Apartheid has many faces.  We did not have twenty five foot walls or white only roads, but the people with power did create legal and social systems that favored the powerful and discriminated against those who were under our control.

Today, Israel screams when any hint of the word apartheid is mentioned, pointing out  small differences between its apartheid practice and that of South Carolina in the 30s and South Africa in  the 80s. However, Israel destroys Palestinian homes to build Jewish only homes in their place. They have Jewish only schools and spend $1,100 a year to educate a Jewish child and $190 for each Palestinian.[1]  Israel builds Jewish only roads on which a Palestinian is not allowed to drive or even cross and builds Jewish only cities that shrive on water taken from Palestinian aquifers.  So, what do you call it when a state strips a vast number of its population of their human rights solely on the basis that they are not Jewish?

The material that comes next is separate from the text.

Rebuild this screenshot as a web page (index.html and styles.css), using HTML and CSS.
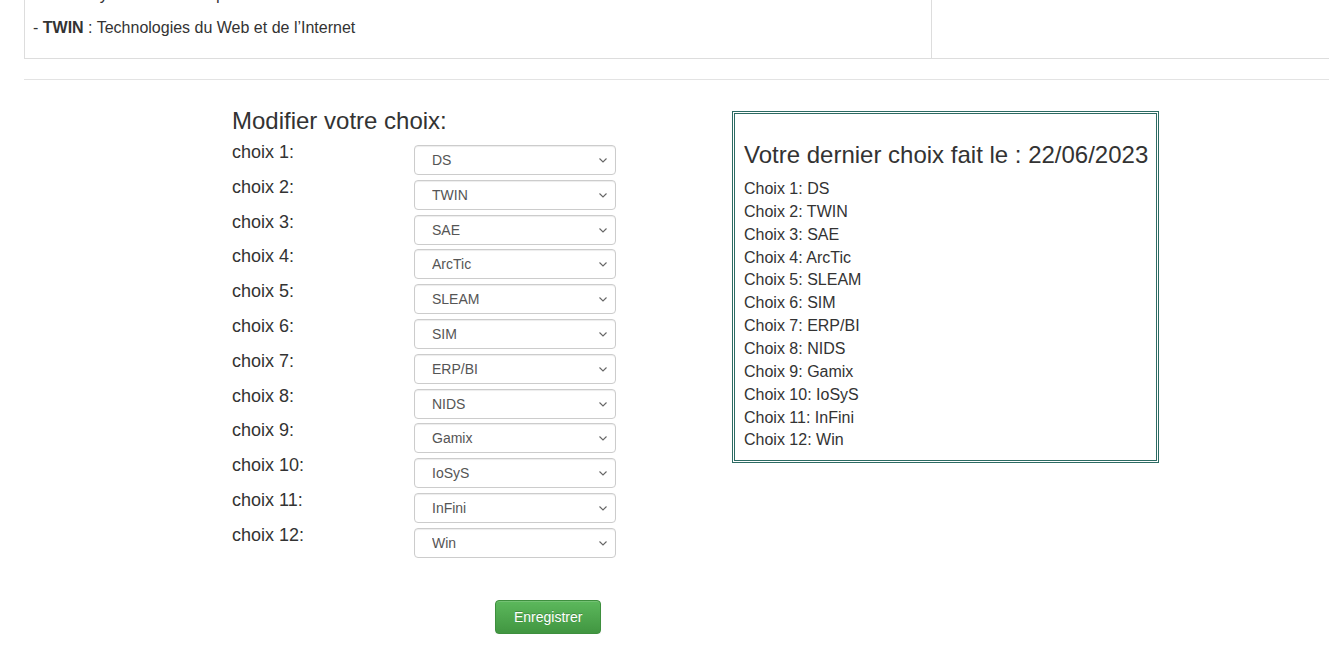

Jimmy Carter called it apartheid.  Former prime ministers Ehud Olmert and Ehud Barak    called it apartheid as did Israel’s chief negotiator, Tzipi Livni  Even John Kerry used the “A” word, until the Jewish lobby put the squeeze on him.  In fact, probably only those responsible for apartheid and benefiting from it refuse to call it what it is and they will punish anyone who does.

Still, the most charitable word to describe what is happening to the Palestinians under Israeli control today is apartheid.

Thomas Are
May 5, 2014



[1] Nada Elia, The Brian of the Monster, Cited in, The Case for Sanctions Against Israel, Edited by Audrea Lim  p. 58.